8. The only other question then is whether the appellant intended to cause such in jury as he knew to be likely to cause death or intended to inflict an injury which was sufficient in the ordinary course of nature to cause death or that he knew that his act was so imminently dangerous that it must in all probability cause death or cause an injury as is likely to cause death.
9. It is true that the witnesses say that the appellant used a chhura. It is also true, that the injury was inflicted on a vital part of the body but the fact remains that no vital organ of the body was injured thereby. Again, we do not know how big the chhura was and, therefore, it cannot be said that it was sufficiently for to penetrate the abdomen deep enough to cause an injury to a vital organ which would in the ordinary course of nature be fatal. The chhura could not be recovered but the prosecution should at least have elicited from the witnesses particulars about its size. We are, therefore, unable to say with anything near certainty that the appellant had such intention or knowledge. Incidentally we may point out that Shankar Prasad does not say that after he released the wrist of Sushil the appellant inflicted or even tried to inflict any further injury on him.
10. In this state of the evidence we must hold that the prosecution has not established that the offence committed by the appellant falls squarely under Section 307, I. P. C. In our opinion, it amounts only to an offence under Section 324, I. P. C.

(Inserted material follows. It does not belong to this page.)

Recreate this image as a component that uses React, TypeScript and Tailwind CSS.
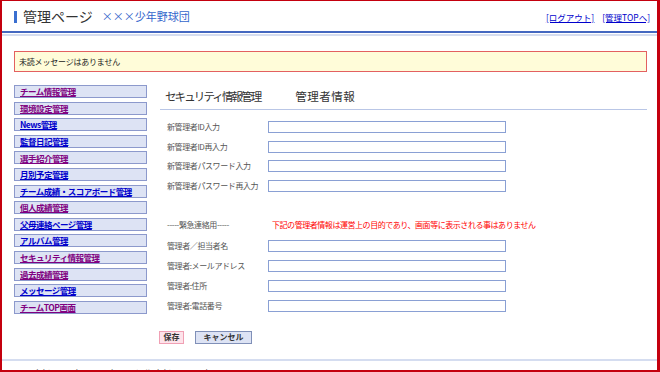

11. Mr. Kohli then brings to our notice the fact that the appellant is below 21 years of age and that, therefore, Section 6 of the Probation of Offenders Act, 1958 precludes the Court from sentencing him to a term of imprisonment in respect of an offence which is not punishable with death or imprisonment for life. This Act has been applied to the State of Bihar vide: Notification No. DPS/118-JL dated June 4, 1959. Therefore, as was done by this Court in Ramji Missar v. State of Bihar, : AIR1963SC1088 we, while allowing the appeal partially, remand the matter to the High Court to consider the appropriate order to be passed by applying the provisions of Section 6 of the Probation of Offenders Act.